Liverpool Sound and Vision Rating 8.5/10
Time was a lost weekend was one filled with unaccountable angst, a shame dictated by a society used to frowning at anything that suggested a raucous behaviour that ended up in temporary amnesia of the events that might be considered anti-social, objectionable, rebelliously lawless; now time is such that the lost weekend is to be lauded, for exactly the same reasons, for the further we are treated so abominably, by the constant pressure to be treated worse than the underclass of Victorian society, the more we which to rebel and have One Hell Of A Time whilst we still can.
The thing with Hell is we need a great soundtrack in which to appreciate its charms, to party with the best we have to groove to the finest, and in The Lost Weekend Band that dialogue of sound effect and answering in the affirmative is endorsed with a sense of pride and utter cool.

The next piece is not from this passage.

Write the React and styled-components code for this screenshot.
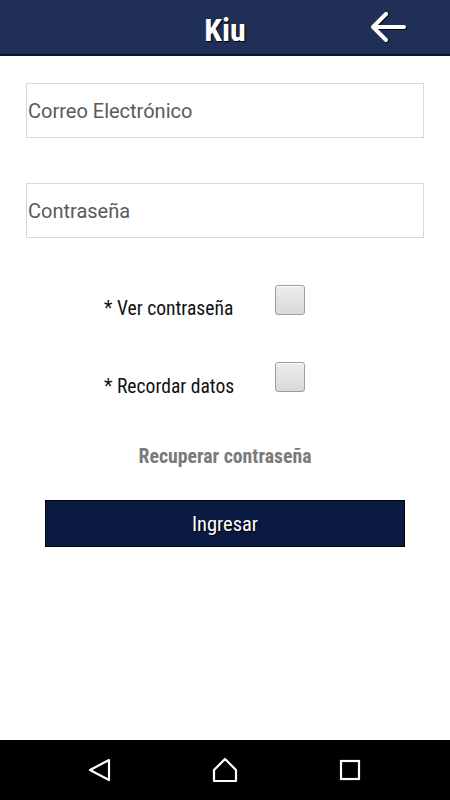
import React from "react";
import styled, { createGlobalStyle } from "styled-components";

const Global = createGlobalStyle`
  html, body { margin: 0; padding: 0; background: #fff; }
  body { font-family: Roboto, "Liberation Sans", sans-serif; }
  * { box-sizing: border-box; }
`;

const condensed = `"Roboto Condensed", "Liberation Sans Narrow", Roboto, sans-serif`;

const Screen = styled.div`
  width: 450px;
  height: 800px;
  display: flex;
  flex-direction: column;
  background: #fff;
  overflow: hidden;
`;

const Header = styled.header`
  height: 56px;
  flex: none;
  background: #1f2f56;
  border-bottom: 2px solid #0b1630;
  display: grid;
  grid-template-columns: 1fr auto 1fr;
  align-items: center;
`;

const Title = styled.h1`
  grid-column: 2;
  margin: 0;
  padding-top: 5px;
  color: #fff;
  font-family: ${condensed};
  font-stretch: condensed;
  font-weight: 700;
  font-size: 32px;
  text-shadow: 1px 1px 1px #000;
`;

const BackButton = styled.div`
  grid-column: 3;
  justify-self: end;
  margin-right: 44px;
  display: flex;
  filter: drop-shadow(1px 1px 0.5px rgba(0, 0, 0, 0.8));
`;

const Body = styled.main`
  flex: 1;
  display: flex;
  flex-direction: column;
  padding: 27px 26px 0 26px;
`;

const Field = styled.div`
  height: 55px;
  border: 1px solid #d8d8d8;
  display: flex;
  align-items: center;
  padding-left: 1px;
  margin-bottom: ${(p) => p.$mb || 0}px;
  color: #5a5a5a;
  font-family: Roboto, sans-serif;
  font-size: 20px;
`;

const CheckRow = styled.div`
  display: grid;
  grid-template-columns: 249px 30px;
  align-items: start;
  height: 30px;
  margin-bottom: ${(p) => p.$mb || 0}px;
`;

const CheckLabel = styled.span`
  justify-self: start;
  padding-left: 78px;
  padding-top: ${(p) => p.$pt}px;
  font-family: ${condensed};
  font-size: 19.6px;
  color: #111;
  white-space: nowrap;
`;

const CheckBox = styled.span`
  width: 30px;
  height: 30px;
  border: 1px solid #9e9e9e;
  border-radius: 3px;
  background: linear-gradient(#ececec, #d9d9d9);
  box-shadow: inset 0 1px 0 #fff;
`;

const Link = styled.div`
  text-align: center;
  color: #7a7a7a;
  font-family: ${condensed};
  font-weight: 700;
  font-size: 19.8px;
  margin-bottom: 32px;
`;

const Button = styled.div`
  margin: 0 19px;
  height: 47px;
  background: #0a1a42;
  border: 1px solid #000;
  display: flex;
  align-items: center;
  justify-content: center;
  color: #fff;
  font-family: ${condensed};
  font-size: 20.5px;
  text-shadow: 1px 1px 1px #000;
`;

const NavBar = styled.nav`
  height: 60px;
  flex: none;
  background: #000;
  display: grid;
  grid-template-columns: repeat(3, 1fr);
  align-items: center;
  justify-items: center;
  padding: 0 37px;
`;

export default function App() {
  return (
    <Screen>
      <Global />
      <Header>
        <Title>Kiu</Title>
        <BackButton>
          <svg width="36" height="32" viewBox="0 0 36 32">
            <path
              d="M34 16H4M16 3L3 16l13 13"
              fill="none"
              stroke="#fff"
              strokeWidth="4"
              strokeLinecap="round"
              strokeLinejoin="round"
            />
          </svg>
        </BackButton>
      </Header>
      <Body>
        <Field $mb={45}>Correo Electrónico</Field>
        <Field $mb={47}>Contraseña</Field>
        <CheckRow $mb={47}>
          <CheckLabel $pt={12}>* Ver contraseña</CheckLabel>
          <CheckBox />
        </CheckRow>
        <CheckRow $mb={53}>
          <CheckLabel $pt={13}>* Recordar datos</CheckLabel>
          <CheckBox />
        </CheckRow>
        <Link>Recuperar contraseña</Link>
        <Button>Ingresar</Button>
      </Body>
      <NavBar>
        <svg width="24" height="24" viewBox="0 0 24 24">
          <path d="M21 2L2 12l19 10z" fill="none" stroke="#fff" strokeWidth="2.2" strokeLinejoin="round" />
        </svg>
        <svg width="26" height="26" viewBox="0 0 26 26">
          <path d="M13 2L2 13v11h22V13z" fill="none" stroke="#fff" strokeWidth="2.2" strokeLinejoin="round" />
        </svg>
        <svg width="22" height="22" viewBox="0 0 22 22">
          <rect x="2" y="2" width="18" height="18" fill="none" stroke="#fff" strokeWidth="2.2" />
        </svg>
      </NavBar>
    </Screen>
  );
}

As Hardcore Dave, Parker Richey, Eliot Lorango, Joey Ponchetti, and Carl Byron come to Hell’s number one stage they give a performance that showcases the great and the good of the genre in such a way that the Devil himself can be found tapping his hoof and cheering from the main bar at the sound of Country Rock mixes the crowd into a frenzy and the vision of angels and broken hearted cherubs inspires the soundtrack onwards.
The five strong song E.P. sees Pay The Rent, Sunlight, Sing With Me, Madison County, and In The Morning all touch upon the modern sense of malaise bite with the twist of the heavy wild roughness that the devil and the details can agree on as they turn up the heart and edge the cool with equal precision.

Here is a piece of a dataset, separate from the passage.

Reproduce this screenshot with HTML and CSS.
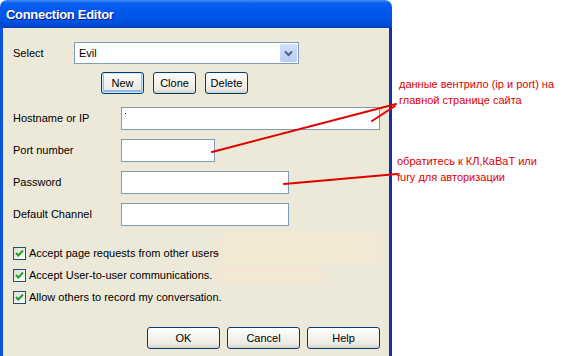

To play fast and loose is to embrace the epic, Hell after all does not play the insipid or the low-cut cost drama to which true mastery avoids, instead the Hell of time promised is delivered with intensity, a range of the holy poignant and the notes of the imbibed with fury; each member pounding as though the imps of Hell hold no fear.
A tremendously delicious E.P., The Lost Weekend Band play eight days a week and for all time with passion and glory in their stride.
The Lost Weekend Band release One Hell Of A Time on June 14th.